We first define some terms:
* T = total number of informative chromosomes; T = R+NR
* R1 = number of recombinant chromosomes in phase 1
* NR1 = number of non-recombinant chromosomes in phase 1
* R2 = number of recombinant chromosomes in phase 2
* NR2 = number of non-recombinant chromosomes in phase 2
* θ = recombination fraction (i.e., map distance) between $m$ and $D$
As before, we define the LOD score as:
$$ \begin{aligned}\text{LOD score} &= \log{\frac{\text{probability of observed pedigree data given } 0<\theta<\frac{1}{2}}{\text{probability of observed pedigree data given } \theta=\frac{1}{2}}} \\
&= \log{\frac{\text{probability}(\theta)}{\text{probability}(\frac{1}{2})}}\end{aligned}
$$
Since we don't know what the phase is, we must calculate $\text{probabilty}(\theta)$ for both phases:
$$\text{probabilty}(\theta)_1=\theta^{R1} \cdot (1-\theta)^{NR1} \\
\text{probabilty}(\theta)_2=\theta^{R2} \cdot (1-\theta)^{NR2} $$
And since phase 1 and phase 2 are equally likely, we take the average of both for the LOD score:
$$ \begin{aligned} \text{LOD} &=\log{\frac{\frac{\theta^{R1} \cdot (1-\theta)^{NR1}+\theta^{R2} \cdot (1-\theta)^{NR2}}{2}}{(\frac{1}{2})^{R+NR}}} \\
&=(T-1)\log{2}+\log{\theta^{R1} \cdot (1-\theta)^{NR1}+\theta^{R2} \cdot (1-\theta)^{NR2}}\end{aligned}$$
In this example, there are a total of 5 informative chromosomes (R1=1, NR1=4; R2=4, NR2=1). Using the formula, we can calculate that at θ=0.25 we get a max LOD score of 0.25 - this does not cross the threshold of LOD=3.3 and therefore is not evidence of linkage. When the phase is unknown, LOD scores will be substantially lower than if the phase were known. If we knew the phase in our example to be phase 1, we could calculate at θ=0.25, LOD=0.403. That's still not significant but it's higher.

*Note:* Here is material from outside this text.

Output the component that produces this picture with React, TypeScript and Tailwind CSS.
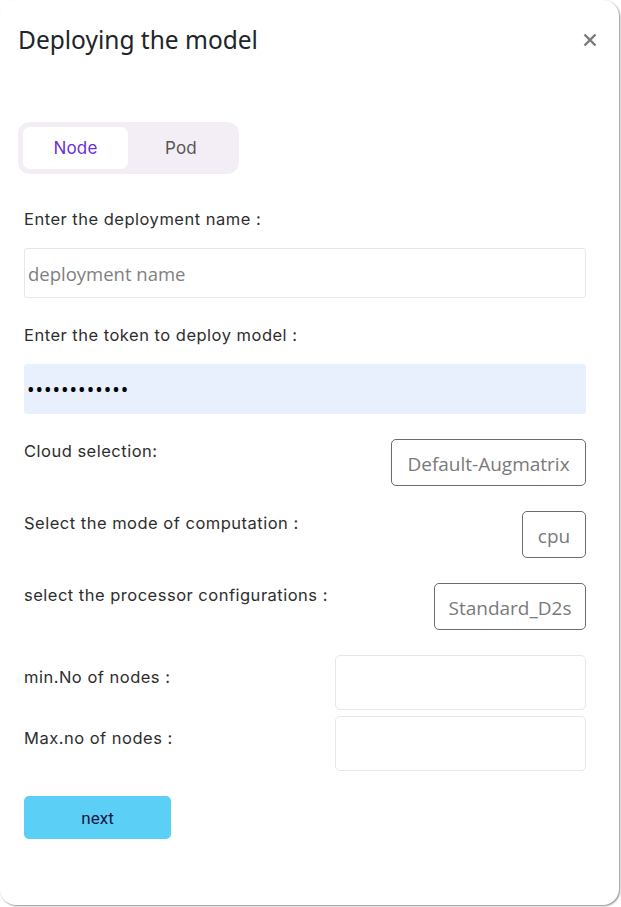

One last important point on LOD scores is that they are additive. This is because probabilities (odds) are multiplicative, but since we're using the logarithm of odds, we can use addition. In our example above, we were able to calculate the LOD score for linkage between $D$ and $m$ for this family as LOD=0.25 at θ=0.25. If we obtained data from another family that resulted in LOD=0.24 at θ=0.25, we could then combine the data for the two families as LOD=0.25+0.29=0.54. This makes analyzing the data much easier and intuitive; the more data you have, the stronger case you have for linkage.